A few years ago, longtime friends Shawn Carson and Andrew Conn were discussing how the local restaurant scene’s farm-to-table ethos hadn’t yet spilled over into the burgeoning craft brewing community. The two had a thirst to get back to their agricultural roots, so over beers they hatched a plan to become a planting partner for local brewers.
Carson, an anesthesiologist, and Conn, a managing partner for his family’s construction company, decided their side hustle would have to start small. Barley—one of beer’s four main ingredients along with water, hops, and yeast—was their initial focus, but growing it requires a lot of acreage, so instead they launched Hopped Farms.
Because Ohio’s climate, soil composition, and topography—collectively known as the terroir in winemaking circles—are different from the West Coast (where most of the U.S. commercial hops farms are), so is the flavor profile of the hops, much to the delight of Hopped Farms’ brewing partners. As Jim Strelau, head brewer and co-owner at Little Miami Brewing Company, puts it, “It’s like giving a painter 20 new colors never available before. It keeps things interesting and fresh.”
You’ll be able to enjoy the fruits (technically hops are flowers) of Carson’s and Conn’s labor this fall at a number of local breweries, where the farm-to-glass freshness creates a uniquely satisfying flavor.
BACK TO THEIR ROOTS
Shawn Carson used to spend summers and holidays on his grandfather’s farm in Missouri, and Andrew Conn’s family (above, below) has raised livestock for two generations. They launched Hopped Farms on two one-acre plots in Indian Hill, one near Symmes Township and the other near Milford.

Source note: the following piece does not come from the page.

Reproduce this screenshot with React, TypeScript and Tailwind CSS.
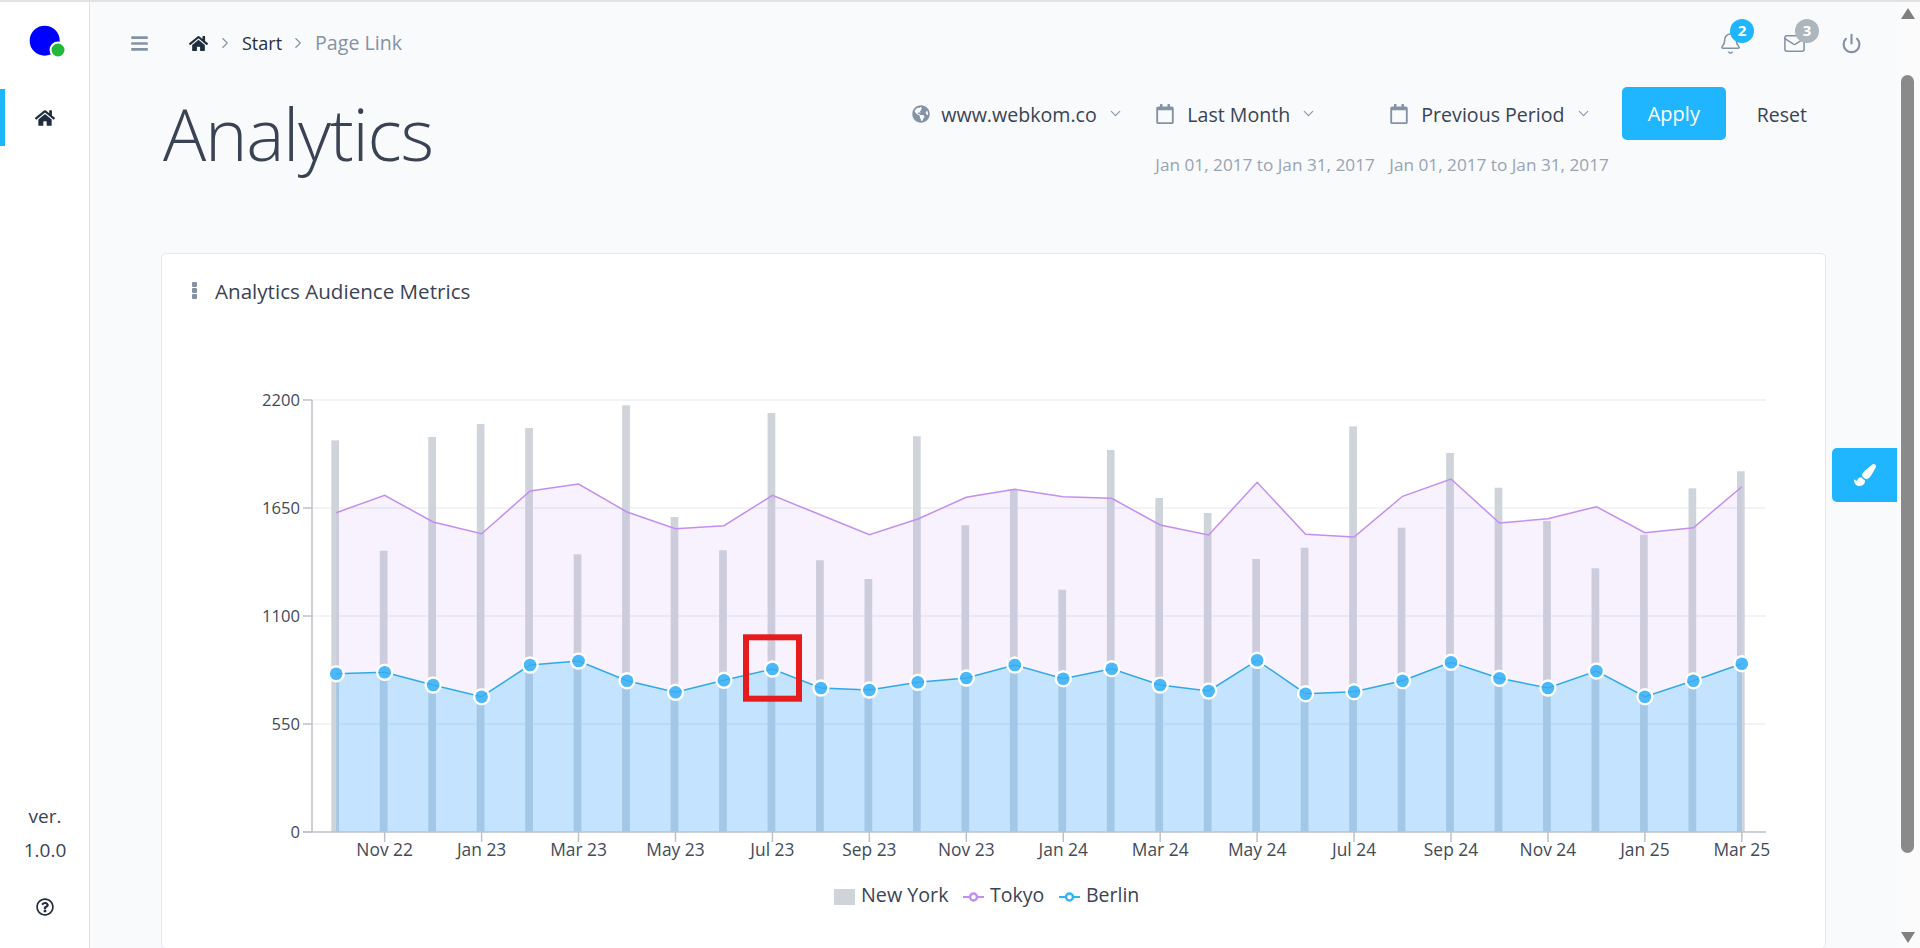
import { FaBars, FaGlobeAmericas, FaHome, FaPaintBrush, FaRegCalendar, FaRegQuestionCircle } from 'react-icons/fa';
import { Bell, ChevronDown, ChevronRight, Mail, Power } from 'lucide-react';

// chart values read as page pixels, one entry per month from Oct 22 to Mar 25
const barTops = [440.3, 550.7, 437, 424, 428, 554.3, 405.3, 517, 550.3, 413, 560.3, 579, 436.3, 525.3, 489.3, 589.7, 450, 498, 513, 559, 547.7, 426.3, 527.7, 453, 487.7, 521, 568.3, 534.7, 488.3, 471.3];
const tokyo = [512.7, 495.3, 522, 533.7, 491, 484, 512, 528.7, 525.7, 495.3, 515, 534.7, 519, 497.3, 489.3, 496.7, 498.3, 525, 535, 482.3, 534.3, 537, 496.3, 479, 523, 518.7, 506.7, 532.7, 527.7, 486.7];
const berlin = [673.7, 672.3, 685, 696.7, 665, 661, 680.7, 692.3, 680.3, 669, 688, 690, 682.3, 678, 665, 678.7, 668.7, 685, 691, 660.3, 693.7, 691.7, 680.7, 662.3, 678.3, 688, 671, 696.7, 680.7, 663.7];
const xLabels = ['Nov 22', 'Jan 23', 'Mar 23', 'May 23', 'Jul 23', 'Sep 23', 'Nov 23', 'Jan 24', 'Mar 24', 'May 24', 'Jul 24', 'Sep 24', 'Nov 24', 'Jan 25', 'Mar 25'];
const yLabels = [
  { label: '2200', y: 400 },
  { label: '1650', y: 508 },
  { label: '1100', y: 616 },
  { label: '550', y: 724 },
  { label: '0', y: 832 },
];

const xAt = (i: number) => 336.2 + i * 48.47;
const linePoints = (values: number[]) => values.map((y, i) => `${xAt(i)},${y}`).join(' ');
const areaPoints = (values: number[]) => `${xAt(0)},832 ${linePoints(values)} ${xAt(29)},832`;

const AudienceChart = () => (
  <svg width="1663" height="568" viewBox="162 380 1663 568" className="block">
    <defs>
      <clipPath id="dot-clip">
        {berlin.map((y, i) => (
          <circle key={i} cx={xAt(i)} cy={y} r="6.3" />
        ))}
      </clipPath>
    </defs>

    {yLabels.slice(0, 4).map((t) => (
      <line key={t.y} x1="312" x2="1766" y1={t.y} y2={t.y} stroke="#edeff2" strokeWidth="1.5" />
    ))}
    {barTops.map((top, i) => (
      <rect key={i} x={xAt(i) - 4.85} y={top} width="7.7" height={832 - top} fill="#ced4da" />
    ))}
    <polygon points={areaPoints(tokyo)} fill="#c39bf5" fillOpacity="0.13" />
    <polygon points={areaPoints(berlin)} fill="#2fbaff" fillOpacity="0.26" />
    <polyline points={linePoints(tokyo)} fill="none" stroke="#c28ff0" strokeWidth="1.5" />
    <polyline points={linePoints(berlin)} fill="none" stroke="#2fa9e8" strokeWidth="1.5" />

    {berlin.map((y, i) => (
      <g key={i}>
        <circle cx={xAt(i)} cy={y} r="8.7" fill="#ffffff" />
        <circle cx={xAt(i)} cy={y} r="6.3" fill="#4db8f9" />
      </g>
    ))}
    <polyline points={linePoints(berlin)} fill="none" stroke="#2fa9e8" strokeWidth="1" clipPath="url(#dot-clip)" />

    <line x1="312" x2="312" y1="400" y2="832" stroke="#bcc2c9" strokeWidth="1.5" />
    <line x1="303" x2="1766" y1="832" y2="832" stroke="#bcc2c9" strokeWidth="1.5" />
    {yLabels.map((t) => (
      <g key={t.label}>
        <line x1="303" x2="312" y1={t.y} y2={t.y} stroke="#bcc2c9" strokeWidth="1.5" />
        <text x="300" y={t.y + 5.5} textAnchor="end" className="fill-[#444b57] text-[16.6px]">
          {t.label}
        </text>
      </g>
    ))}
    {xLabels.map((label, i) => {
      const x = xAt(i * 2 + 1);
      return (
        <g key={label}>
          <line x1={x} x2={x} y1="832" y2="842" stroke="#bcc2c9" strokeWidth="1.5" />
          <text x={x} y="856" textAnchor="middle" className="fill-[#444b57] text-[17.4px]">
            {label}
          </text>
        </g>
      );
    })}

    {/* legend */}
    <rect x="834" y="889" width="21" height="16" fill="#ced4da" />
    <text x="861" y="902" className="fill-[#3a4354] text-[19.7px]">New York</text>
    <line x1="963" x2="984" y1="897" y2="897" stroke="#c28ff0" strokeWidth="2" />
    <circle cx="973.5" cy="897" r="3.5" fill="#ffffff" stroke="#c28ff0" strokeWidth="2.5" />
    <text x="990" y="902" className="fill-[#3a4354] text-[19.5px]">Tokyo</text>
    <line x1="1059" x2="1080" y1="897" y2="897" stroke="#2fb4f5" strokeWidth="2" />
    <circle cx="1069.5" cy="897" r="3.5" fill="#ffffff" stroke="#2fb4f5" strokeWidth="2.5" />
    <text x="1086" y="902" className="fill-[#3a4354] text-[19.5px]">Berlin</text>

    {/* red marker box from the reference */}
    <rect x="746" y="637.3" width="53" height="61.4" fill="none" stroke="#e61c1c" strokeWidth="6" />
  </svg>
);

const DatePicker = ({ label, width }: { label: string; width: string }) => (
  <div className={width}>
    <div className="flex h-[53px] items-center text-[#8492a6]">
      <FaRegCalendar size={20} />
      <span className="ml-[12px] pt-[2px] text-[19.6px] text-[#3a4354]">{label}</span>
      <ChevronDown size={17} strokeWidth={1.5} className="ml-[10px]" />
    </div>
    <div className="mt-[13px] whitespace-nowrap text-[17.2px] leading-[24px] text-[#99a3b2]">Jan 01, 2017 to Jan 31, 2017</div>
  </div>
);

const App = () => {
  return (
    <div className="flex h-[948px] w-[1920px] overflow-hidden border-t-2 border-[#e2e2e2] bg-white font-['Open_Sans','Noto_Sans',sans-serif]">
      <aside className="flex w-[90px] shrink-0 flex-col border-r border-[#dee2e6] bg-white">
        <svg width="89" height="87" viewBox="0 2 89 87" className="block">
          <circle cx="44.7" cy="40.7" r="15" fill="#0000ff" />
          <circle cx="58" cy="50" r="7.5" fill="#22b83c" stroke="#ffffff" strokeWidth="2" />
        </svg>
        <div className="flex h-[57px] items-center justify-center border-l-[5px] border-[#1fb6ff] pr-[5px] text-[#1f2d3d]">
          <FaHome size={20} />
        </div>
        <div className="mt-auto flex flex-col items-center pl-[1px] text-[19px] leading-[34px] text-[#3a4354]">
          <span>ver.</span>
          <span>1.0.0</span>
        </div>
        <div className="mb-[32px] mt-[31px] flex justify-center text-[#1f2d3d]">
          <FaRegQuestionCircle size={18} />
        </div>
      </aside>

      <main className="relative w-[1807px] shrink-0 bg-[#f9fafc]">
        <header className="flex h-[82px] items-center pl-[40px] pr-[35px]">
          <FaBars size={19} className="text-[#8492a6]" />
          <FaHome size={19} className="ml-[40px] text-[#1f2d3d]" />
          <ChevronRight size={18} strokeWidth={1.5} className="ml-[8px] text-[#8492a6]" />
          <span className="ml-[8px] text-[18px] text-[#1f2d3d]">Start</span>
          <ChevronRight size={18} strokeWidth={1.5} className="ml-[7px] text-[#8492a6]" />
          <span className="ml-[8px] text-[19.6px] text-[#8492a6]">Page Link</span>

          <div className="ml-auto flex items-center text-[#8492a6]">
            <div className="relative">
              <Bell size={23} strokeWidth={1.6} />
              <span className="absolute left-[11px] top-[-13px] flex h-[24px] w-[24px] items-center justify-center rounded-full bg-[#1fb6ff] text-[15px] font-bold text-white">2</span>
            </div>
            <div className="relative ml-[41px]">
              <Mail size={23} strokeWidth={1.6} />
              <span className="absolute left-[12px] top-[-13px] flex h-[24px] w-[24px] items-center justify-center rounded-full bg-[#adb5bd] text-[15px] font-bold text-white">3</span>
            </div>
            <Power size={21} strokeWidth={2.5} className="ml-[35px]" />
          </div>
        </header>

        <section className="flex h-[169px] items-start justify-between pl-[73px] pr-[90px]">
          <h1 className="mt-[4px] text-[72px] font-light leading-[90px] tracking-[-1.3px] text-[#3a4354]">Analytics</h1>
          <div className="mt-[3px] flex items-start">
            <div className="flex h-[53px] w-[243px] items-center text-[#8492a6]">
              <FaGlobeAmericas size={18} />
              <span className="ml-[11px] pt-[2px] text-[19.6px] text-[#3a4354]">www.webkom.co</span>
              <ChevronDown size={17} strokeWidth={1.5} className="ml-[10px]" />
            </div>
            <DatePicker label="Last Month" width="w-[234px]" />
            <DatePicker label="Previous Period" width="w-[232.5px]" />
            <button className="flex h-[53px] w-[104px] items-center justify-center rounded-[5px] bg-[#1fb6ff] text-[20px] text-white">Apply</button>
            <button className="ml-[31px] flex h-[53px] items-center pt-[2px] text-[19.5px] text-[#3a4354]">Reset</button>
          </div>
        </section>

        <section className="ml-[71px] w-[1665px] rounded-[5px] border border-[#e4e7ec] bg-white">
          <div className="flex h-[126px] items-start pl-[30px] pt-[21px]">
            <div className="mt-[7px] flex flex-col gap-[1.5px]">
              <span className="h-[4.5px] w-[5px] rounded-[1px] bg-[#8492a6]" />
              <span className="h-[4.5px] w-[5px] rounded-[1px] bg-[#8492a6]" />
              <span className="h-[4.5px] w-[5px] rounded-[1px] bg-[#8492a6]" />
            </div>
            <h2 className="ml-[18px] text-[20.6px] leading-[32px] text-[#3a4354]">Analytics Audience Metrics</h2>
          </div>
          <AudienceChart />
        </section>

        <button className="absolute right-0 top-[446px] flex h-[54px] w-[65px] items-center justify-center rounded-l-[5px] bg-[#1fb6ff] text-white">
          <FaPaintBrush size={22} />
        </button>
      </main>

      {/* browser scrollbar */}
      <div className="flex w-[23px] shrink-0 flex-col items-center bg-[#fbfbfb] pr-[2px]">
        <svg width="14" height="11" viewBox="0 0 14 11" className="mt-[6px] block">
          <path d="M7 0L14 11H0Z" fill="#808080" />
        </svg>
        <div className="mt-[56px] h-[778px] w-[13px] rounded-full bg-[#8a8a8a]" />
        <svg width="14" height="11" viewBox="0 0 14 11" className="mt-[79px] block">
          <path d="M7 11L14 0H0Z" fill="#808080" />
        </svg>
      </div>
    </div>
  );
};

export default App;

Hopped Farms produces 1,000 lbs. of hops annually.
SPRING HAS SPRUNG
Carson and Conn hang rot- and pest-resistant coconut fiber from an elaborate grid of steel cables (above) to guide the growing hops, and use a blowtorch to kill harmful molds, fungi, and mildew (below).
HOP TO IT
Cincinnati’s hot, humid summers aren’t ideal for growing hops; 98 percent of commercial U.S. hop farms are in the Pacific Northwest. But Hopped Farms now grows more than a dozen varieties. “We’ve developed a kinship with them about amazingly good, fresh local hops, and about conservation,” says Matthew Utter (below left, with beard), co-owner of HighGrain Brewing in Silverton.
“Beer with fresh hops is akin to enjoying fresh-squeezed orange juice instead of store-bought OJ.” —SHAWN CARSON
“There’s really nothing like picking hops and brewing with them hours later,” says Baumann. “We enjoy sitting down with Shawn and Andrew and making something that represents both of our crafts,” says Hayes.